Wednesday, March 29, 2023

ʿAbd al-Rahman ʿIllaysh

 

A contact in Egypt has found this photograph of ʿAbd al-Rahman ʿIllaysh (1840–1921), the Sufi and expert on Muhyiddin ibn ʿArabi who taught Ivan Aguéli much of what he knew about Sufism. Since Guénon took his initial understanding of Sufism, and probably also of the relationship between the esoteric and the exoteric, from Aguéli, the ultimate global impact of ʿAbd al-Rahman ʿIllaysh was considerable. Good to see what he looked like.

Friday, March 17, 2023

New light on Guénon's impact in Egypt

A recent PhD thesis defended at Aarhus University sheds new light on René Guénon’s reception in Egypt. This is Mattias Gori Olesen’s “The Future is Eastern: Muḥammad Luṭfī Jumʿa (1886-1953) and the Drang nach Osten in Interwar Egypt.”

Guénon’s first reception by an Egyptian was before he moved to Cairo, in the 1925 doctoral thesis on the Caliphate of the Egyptian lawyer (and later jurist and politician) ʿAbd al-Razzāq al-Sanhūrī (1895-1971). The thesis argued for the re-establishment of a caliphate, and drew on Guénon to argue that an East-West rapprochement could be achieved partly by re-traditionalizing the West, and also argued that different Oriental forms all reflected one common tradition. Al-Sanhūrī presumably encountered Guénon in France while working on his thesis, and does not seem to have been much influenced by Guénon in his later work.

The second reception was after Guénon’s arrival in Cairo, and was in the journal al-Maʿrifa, edited not by Muṣṭafā ʿAbd al-Rāziq (1885-1947) as both Xavier Accart and I wrongly supposed, but by ʿAbd al-ʿAzīz al-Islāmbūlī, about whom little is known. Al-Islāmbūlī was evidently himself a Traditionalist, not only publishing an article by Guénon in the first number of al-Maʿrifa, but also later arguing himself that Ibn ‘Arabī and Advaita Vedanta were one and the same. In this first article, Guénon explained the basics of Traditionalism, with “primordial tradition” rendered into Arabic as al-ʿilm al-qadīm (ancient knowledge).

This second reception soon ran into difficulties, however. First, in June 1931 al-Islāmbūlī arranged a public meeting that was attended by both Guénon and Valentine de Saint-Point. Guénon did not speak, but Saint-Point argued in Traditionalist fashion that education in Egypt should not be modernized to focus on exoteric knowledge, but should rather focus on the esoteric to equip Egyptians to resist modernity. This drew an angry response from Muḥammad Luṭfī Jumʿa, who believed that modern education was one way to strengthen the Eastern nations against the West—this was fundamental to the “Easternism” that he supported, and which is the main topic of Gori Olesen’s thesis.
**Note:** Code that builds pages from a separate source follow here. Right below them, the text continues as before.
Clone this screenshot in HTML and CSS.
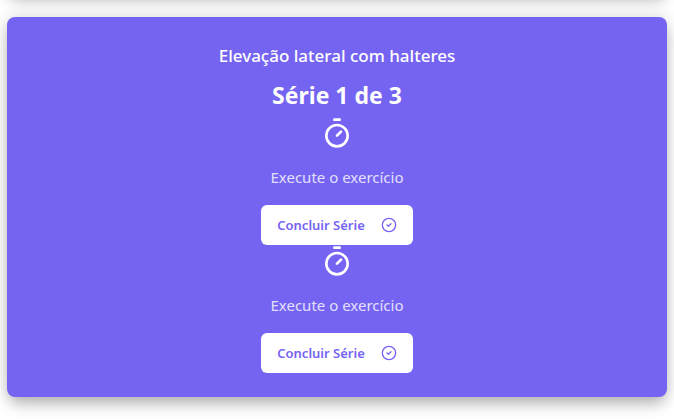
FILE: index.html
```html
<!DOCTYPE html>
<html lang="pt-BR">
<head>
<meta charset="utf-8">
<title>Treino</title>
<link rel="stylesheet" href="styles.css">
</head>
<body>
<main class="workout">
  <div class="previous"></div>
  <section class="card">
    <h2 class="exercise">Elevação lateral com halteres</h2>
    <p class="series">Série 1 de 3</p>
    <div class="step">
      <svg class="timer" viewBox="0 0 24 24" aria-hidden="true"><path d="M10 2h4M12 14l3-3"/><circle cx="12" cy="14" r="8"/></svg>
      <p class="hint">Execute o exercício</p>
      <button class="finish" type="button">Concluir Série
        <svg class="check" viewBox="0 0 24 24" aria-hidden="true"><circle cx="12" cy="12" r="10"/><path d="m9 12 2 2 4-4"/></svg>
      </button>
    </div>
    <div class="step">
      <svg class="timer" viewBox="0 0 24 24" aria-hidden="true"><path d="M10 2h4M12 14l3-3"/><circle cx="12" cy="14" r="8"/></svg>
      <p class="hint">Execute o exercício</p>
      <button class="finish" type="button">Concluir Série
        <svg class="check" viewBox="0 0 24 24" aria-hidden="true"><circle cx="12" cy="12" r="10"/><path d="m9 12 2 2 4-4"/></svg>
      </button>
    </div>
  </section>
</main>
</body>
</html>
```
FILE: styles.css
```css
* {
  box-sizing: border-box;
  margin: 0;
}

body {
  background: #fff;
  color: #fff;
  font-family: "Noto Sans", "Open Sans", sans-serif;
}

.workout {
  display: flex;
  flex-direction: column;
  gap: 24px;
  min-height: 100vh;
  padding: 0 7px 22px;
}

.previous {
  height: 40px;
  margin-top: -47px;
  border-radius: 8px;
  box-shadow: 0 0 16px rgba(0, 0, 0, 0.16), 0 10px 15px -3px rgba(0, 0, 0, 0.24);
}

.card {
  display: flex;
  flex-direction: column;
  align-items: center;
  padding: 24px;
  border-radius: 8px;
  background: #7564f1;
  box-shadow: 0 0 16px rgba(0, 0, 0, 0.16), 0 10px 15px -3px rgba(0, 0, 0, 0.24);
}

.exercise {
  margin-bottom: 8px;
  font-size: 17px;
  font-weight: 500;
  line-height: 30px;
}

.series {
  margin-bottom: 6px;
  font-size: 23px;
  font-weight: 700;
  line-height: 32px;
}

.step {
  display: flex;
  flex-direction: column;
  align-items: center;
}

.timer {
  width: 32px;
  height: 32px;
  margin-bottom: 16px;
}

.timer,
.check {
  fill: none;
  stroke: currentColor;
  stroke-width: 2;
  stroke-linecap: round;
  stroke-linejoin: round;
}

.hint {
  margin-bottom: 16px;
  font-size: 15px;
  line-height: 24px;
  opacity: 0.8;
}

.finish {
  display: inline-flex;
  align-items: center;
  gap: 16px;
  height: 40px;
  padding: 0 16px;
  border: 0;
  border-radius: 6px;
  background: #fff;
  color: #7564f1;
  font-family: inherit;
  font-size: 13px;
  font-weight: 600;
  line-height: 20px;
}

.check {
  width: 16px;
  height: 16px;
}
```
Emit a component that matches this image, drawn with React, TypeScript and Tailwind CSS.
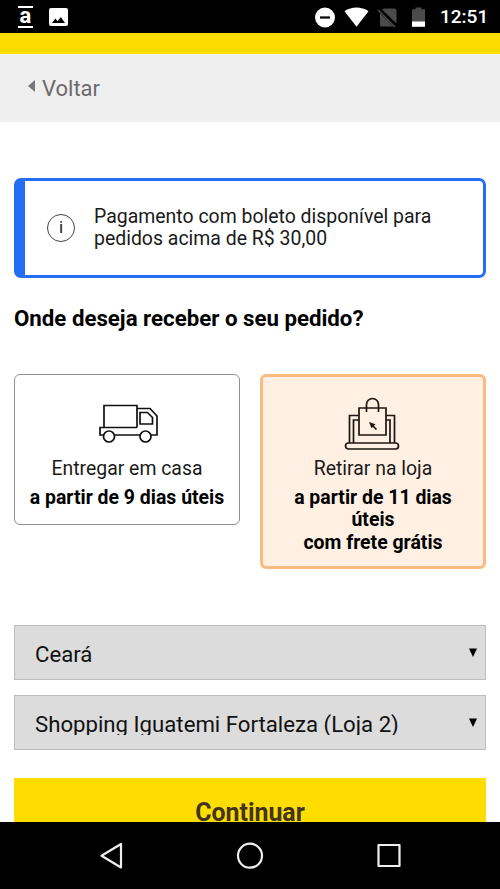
import React from 'react';

interface DeliveryOption {
    id: string;
    label: string;
    details: string[];
    icon: React.ReactNode;
    isSelected: boolean;
}

const StatusBar: React.FC = () => (
    <header className="flex h-[33px] shrink-0 items-center justify-between bg-black pr-[12px] pl-[18px] text-white">
        <div className="flex items-center gap-[16px] pt-px">
            <div className="flex h-[22px] w-[15px] flex-col items-center border-y-2 border-white">
                <span className="-mt-[5px] text-[22px] leading-[26px] font-bold">a</span>
            </div>
            <svg className="h-[18px] w-[19px]" viewBox="0 0 19 18">
                <path fill="#fff" fillRule="evenodd" d="M2 0h15a2 2 0 0 1 2 2v14a2 2 0 0 1-2 2H2a2 2 0 0 1-2-2V2a2 2 0 0 1 2-2Zm1 15h13l-4.2-6-3.2 4.3-2.2-2.7L3 15Z" />
            </svg>
        </div>
        <div className="flex items-center">
            <svg className="h-[22px] w-[112px]" viewBox="0 0 112 22">
                <circle cx="11" cy="11.5" r="10" fill="#fff" />
                <path d="M6 11.5h10" stroke="#000" strokeWidth="2.2" />
                <path d="M30.5 5.2C37.5.3 47.5.3 54.5 5.2L42.5 20.8Z" fill="#fff" />
                <path d="M70 2.5h10.5a2 2 0 0 1 2 2V17.500L68 3.500ZM66 7.500 79.500 20.500H67.500A1.500 1.500 0 0 1 66 19Z" fill="#4b4b4b" />
                <path d="m64 4 17 17" stroke="#4b4b4b" strokeWidth="1.6" />
                <path d="M99 3.2h2.5V1.5h6v1.7h3.5V16H98V4.2a1 1 0 0 1 1-1Z" fill="#4b4b4b" />
                <path d="M98 15.5h13v5.3H98Z" fill="#fff" />
            </svg>
            <span className="mt-px ml-[14px] w-[48px] text-[19px] leading-6 font-medium whitespace-nowrap">12:51</span>
        </div>
    </header>
);

const TruckIcon: React.FC = () => (
    <svg className="ml-[3px] h-[40px] w-[60px]" viewBox="0 0 60 40" fill="none" stroke="#111" strokeWidth="1.7">
        <path d="M5 23.5V1.5h33v22M5 23.5h33M5 23.5H1V31h3.5M15.5 31H41M38 4.5h13l7 7.5V31h-6" />
        <path d="M41 8.5h7.5l5 5v6.500H41Z" />
        <circle cx="10" cy="32.5" r="5.5" />
        <circle cx="46.5" cy="32.5" r="5.5" />
    </svg>
);

const StoreIcon: React.FC = () => (
    <svg className="mr-[2px] h-[54px] w-[56px]" viewBox="0 0 56 54" fill="none" stroke="#1c1713" strokeWidth="1.7">
        <rect x="1.5" y="46" width="53" height="6" rx="3" />
        <path d="M5.5 46V18.5H15M42 18.5h8.5V46M9.5 46V23H15M42 23h4v23" />
        <path d="M15 11h27v27H15Z" />
        <path d="M22.5 15V7.5a6 6 0 0 1 12 0V15" />
        <path d="m27 27 5.5 5.5" />
        <path d="m25 25 6.5 2.300-4 4Z" fill="#1c1713" stroke="none" />
    </svg>
);

const options: DeliveryOption[] = [
    { id: 'home', label: 'Entregar em casa', details: ['a partir de 9 dias úteis'], icon: <TruckIcon />, isSelected: false },
    { id: 'store', label: 'Retirar na loja', details: ['a partir de 11 dias', 'úteis', 'com frete grátis'], icon: <StoreIcon />, isSelected: true },
];

const OptionCard: React.FC<{ option: DeliveryOption }> = ({ option }) => (
    <button
        className={`flex flex-col items-center rounded-[6px] text-black ${
            option.isSelected ? 'h-[195px] border-[3px] border-[#f9bb80] bg-[#fff0e3]' : 'h-[151px] border border-[#8f8f8f] bg-white px-[2px] pt-[2px]'
        }`}
    >
        <div className={`flex h-[80px] justify-center ${option.isSelected ? 'pt-[20px]' : 'pt-[27px]'}`}>{option.icon}</div>
        <span className="text-[19.4px] leading-[24px] text-[#1a1a1a]">{option.label}</span>
        <div className="mt-[6px] text-[19.45px] leading-[22.3px] font-bold">
            {option.details.map((line) => (
                <p key={line}>{line}</p>
            ))}
        </div>
    </button>
);

const SelectField: React.FC<{ value: string }> = ({ value }) => (
    <button className="flex h-[55px] w-full items-center justify-between border border-[#bdbdbd] bg-[#dcdcdc] pr-[8px] pl-[20px] text-left text-[#111]">
        <span className="mt-[2px] h-[23px] overflow-hidden text-[22.2px] leading-[24px]">{value}</span>
        <svg className="mb-px h-[9px] w-[8px]" viewBox="0 0 8 9">
            <path d="M0 .5h8L4 9Z" fill="#000" />
        </svg>
    </button>
);

const NavigationBar: React.FC = () => (
    <nav className="flex h-[67px] shrink-0 bg-black">
        <svg className="h-[67px] w-[500px]" viewBox="0 0 500 67" fill="none" stroke="#eee" strokeWidth="2.2" strokeLinejoin="round">
            <path d="M121 22v23.5L101.5 33.7Z" />
            <circle cx="250" cy="33.7" r="12" />
            <rect x="378.5" y="23" width="21" height="21" />
        </svg>
    </nav>
);

export default function App() {
    return (
        <div className="flex h-[889px] w-[500px] flex-col overflow-hidden bg-white font-['Roboto',sans-serif]">
            <StatusBar />
            <div className="h-[21px] shrink-0 bg-[#fddc00]" />
            <div className="flex h-[68px] shrink-0 items-center bg-[#efefef] pl-[28px] text-[#6b6b6b]">
                <svg className="mb-[5px] h-[12px] w-[7px]" viewBox="0 0 7 12">
                    <path d="M7 0v12L0 6Z" fill="#777" />
                </svg>
                <span className="mt-px ml-[7px] text-[22px] leading-[26px]">Voltar</span>
            </div>

            <main className="flex min-h-0 flex-1 flex-col overflow-hidden px-[14px]">
                <div className="mt-[56px] flex h-[100px] shrink-0 rounded-[7px] border-[3px] border-l-[11px] border-[#226cf6] pt-[24px] pl-[22px]">
                    <div className="mt-[9px] flex h-[28px] w-[28px] items-center justify-center rounded-full border border-[#444] text-[17px] text-[#222]">i</div>
                    <p className="mt-px ml-[19px] text-[19.45px] leading-[22px] text-[#1a1a1a]">
                        Pagamento com boleto disponível para
                        <br />
                        pedidos acima de R$ 30,00
                    </p>
                </div>

                <h1 className="mt-[27px] text-[22.25px] leading-[26px] font-bold text-black">Onde deseja receber o seu pedido?</h1>

                <div className="mt-[43px] grid h-[195px] shrink-0 grid-cols-2 items-start gap-[20px]">
                    {options.map((option) => (
                        <OptionCard key={option.id} option={option} />
                    ))}
                </div>

                <div className="mt-[56px] flex shrink-0 flex-col gap-[15px]">
                    <SelectField value="Ceará" />
                    <SelectField value="Shopping Iguatemi Fortaleza (Loja 2)" />
                </div>

                <button className="mt-[28px] flex h-[69px] shrink-0 items-center justify-center bg-[#ffdd00] text-[24.9px] font-bold text-[#40341c]">Continuar</button>
            </main>
            <NavigationBar />
        </div>
    );
}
Then, the next month, al-Maʿrifa published an exchange between Guénon and Muḥammad Farīd Wajdī (1875-1954) on the topic of spiritism. Wajdī wrote in favor of it, Guénon against. Wajdī rebutted, and Guénon rebutted the rebuttal, and never published again in al-Maʿrifa, or perhaps was never published again in al-Maʿrifa. Ironically, as Gori Olesen notes, in 1907 Wajdī had written in Ivan Aguéli’s Il Convito on “L’Islam, Religione Universale” (Islam, the Universal Religion). An Islamic universalism that had agreed with Aguéli, then, did not agree with Guénon.

Gori Olesen concludes:

Ultimately, Guénon and traditionalism were thus only of selective use to the Easternists. The perennialism and praise of the esoteric and spiritual that traditionalism represented were amenable to both Easternism’s political and cultural project and the way they conceived the problem and incipient solution at hand. But the anti-modernism was not… In Jumʿa’s case, the more direct inspiration for his perennial vision came from theosophic literature.
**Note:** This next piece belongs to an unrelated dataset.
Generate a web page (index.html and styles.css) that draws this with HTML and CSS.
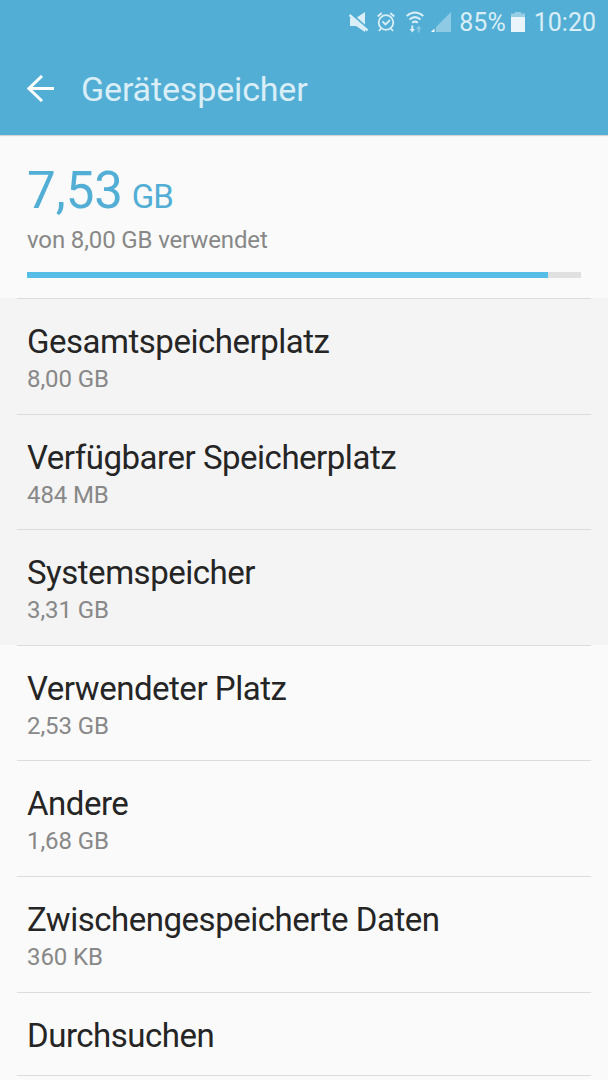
FILE: index.html
```html
<!DOCTYPE html>
<html lang="de">
<head>
  <meta charset="UTF-8">
  <meta name="viewport" content="width=device-width, initial-scale=1.0">
  <title>Gerätespeicher</title>
  <link rel="stylesheet" href="styles.css">
</head>
<body>
  <header>
    <div class="status-bar">
      <svg class="icon-mute" width="20" height="22" viewBox="0 0 20 22"><path d="M1 7h6l9-6v20l-9-6H1z" fill="currentColor"/><path d="M2 2.500L20 18.500" stroke="#52aed5" stroke-width="2"/><path d="M0.500 4L18.500 19.500" stroke="currentColor" stroke-width="2.400"/></svg>
      <svg class="icon-alarm" width="18" height="20" viewBox="0 0 18 20" fill="none" stroke="currentColor" stroke-width="1.800"><circle cx="9" cy="10.500" r="7.300"/><path d="M5.500 9.500l3 3 4.500-4.500M.7 4.500l4-3.500M17.300 4.500l-4-3.500M4 16.500l-2 2.500M14 16.500l2 2.500"/></svg>
      <svg class="icon-wifi" width="18" height="22" viewBox="0 0 18 22" fill="none" stroke="currentColor" stroke-width="2"><path d="M.7 5q8.300-7 16.600 0M3.500 8.500q5.500-4.800 11 0M6.200 11.800q2.800-2.400 5.600 0"/><path d="M3.500 18h5.500l-2.750 3.500zM5.300 14.500h2V18h-2z" fill="currentColor" stroke="none"/><path d="M10 18h5.500l-2.750-3.500zM11.700 18h2v3.500h-2z" fill="currentColor" stroke="none" opacity=".4"/></svg>
      <svg class="icon-signal" width="20" height="21" viewBox="0 0 20 21"><path d="M5 21V16L20 1v20z" fill="currentColor" opacity=".45"/><path d="M0 21l3.500-3.500V21z" fill="#fff"/></svg>
      <span class="battery-text">85%</span>
      <svg class="icon-battery" width="14" height="20" viewBox="0 0 14 20"><path d="M4 0h6v1.500h4V5H0V1.500h4z" fill="currentColor" opacity=".5"/><path d="M0 5h14v15H0z" fill="#e9f5fa"/></svg>
      <span class="clock">10:20</span>
    </div>
    <div class="title-bar">
      <svg class="icon-back" width="27" height="27" viewBox="0 0 27 27"><path d="M15 1L2 13.500 15 26M2 13.500h25" fill="none" stroke="currentColor" stroke-width="3"/></svg>
      <h1>Gerätespeicher</h1>
    </div>
  </header>

  <section class="summary">
    <div class="used">7,53 <span>GB</span></div>
    <div class="total">von 8,00 GB verwendet</div>
    <div class="progress"><div class="progress-fill" style="width: 94%"></div></div>
  </section>

  <ul class="storage-list">
    <li class="item disabled"><div class="name">Gesamtspeicherplatz</div><div class="size">8,00 GB</div></li>
    <li class="item disabled"><div class="name">Verfügbarer Speicherplatz</div><div class="size">484 MB</div></li>
    <li class="item disabled"><div class="name">Systemspeicher</div><div class="size">3,31 GB</div></li>
    <li class="item"><div class="name">Verwendeter Platz</div><div class="size">2,53 GB</div></li>
    <li class="item"><div class="name">Andere</div><div class="size">1,68 GB</div></li>
    <li class="item"><div class="name">Zwischengespeicherte Daten</div><div class="size">360 KB</div></li>
    <li class="item single"><div class="name">Durchsuchen</div></li>
    <li class="item last"></li>
  </ul>
</body>
</html>
```

FILE: styles.css
```css
* {
  box-sizing: border-box;
}

body {
  margin: 0;
  font-family: Roboto, sans-serif;
  background: #fafafa;
  color: #252525;
}

header {
  height: 135px;
  background: #52aed5;
  color: #d9eef7;
  box-shadow: 0 1px 1px rgba(0, 0, 0, 0.15);
}

.status-bar {
  display: flex;
  align-items: center;
  justify-content: flex-end;
  height: 43px;
  padding-right: 12px;
  font-size: 25px;
}

.icon-mute {
  margin-right: 1px;
}

.icon-alarm {
  margin-left: 7px;
}

.icon-wifi {
  margin-left: 11px;
}

.icon-signal {
  margin-left: 7px;
}

.battery-text {
  margin-left: 8px;
}

.icon-battery {
  margin-left: 5px;
}

.battery-text,
.clock {
  padding-top: 2px;
}

.clock {
  margin-left: 9px;
}

.title-bar {
  display: flex;
  align-items: center;
  height: 92px;
  padding-left: 27px;
}

.icon-back {
  margin-top: -2px;
  color: #fff;
}

h1 {
  margin: 0 0 0 27px;
  font-size: 34px;
  font-weight: 400;
  letter-spacing: -0.15px;
}

.summary {
  height: 163px;
  padding: 26px 27px 0;
}

.used {
  height: 59px;
  font-size: 51px;
  line-height: 59px;
  color: #52aed5;
}

.used span {
  margin-left: -4px;
  font-size: 33px;
  line-height: 1;
  letter-spacing: -0.8px;
}

.total {
  margin-top: 5px;
  font-size: 24px;
  line-height: 30px;
  letter-spacing: -0.13px;
  color: #888;
}

.progress {
  height: 6px;
  margin-top: 17px;
  background: #e0e0e0;
}

.progress-fill {
  height: 100%;
  background: #55bde6;
}

.storage-list {
  margin: 0;
  padding: 0;
  list-style: none;
}

.item {
  height: 115.6px;
  padding: 24px 27px 0;
  background: linear-gradient(#dcdcdc, #dcdcdc) 17px 0 / calc(100% - 34px) 1px no-repeat;
}

.disabled {
  background-color: #f4f4f4;
}

.single {
  height: 83.4px;
}

.last {
  height: 5px;
  padding: 0;
}

.name {
  font-size: 33px;
  line-height: 39px;
  letter-spacing: -0.48px;
}

.size {
  margin-top: 3px;
  font-size: 24px;
  line-height: 30px;
  letter-spacing: -0.1px;
  color: #888;
}
```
 This seems just about right.

Wednesday, February 22, 2023

Traditionalists blog passes 1 million page views

This blog has now received one million page views. Started in 2006, it passed 500,000 page views in 2017. Over this period, interest has come from all over (see map). 38% of visits have been from the US, 29% from a range of other countries (in order, the UK, France, Germany, Russia, Canada, Italy, Sweden, Brazil, and Spain), and 33% from elsewhere—or perhaps from countries that Google Analytics failed to identify.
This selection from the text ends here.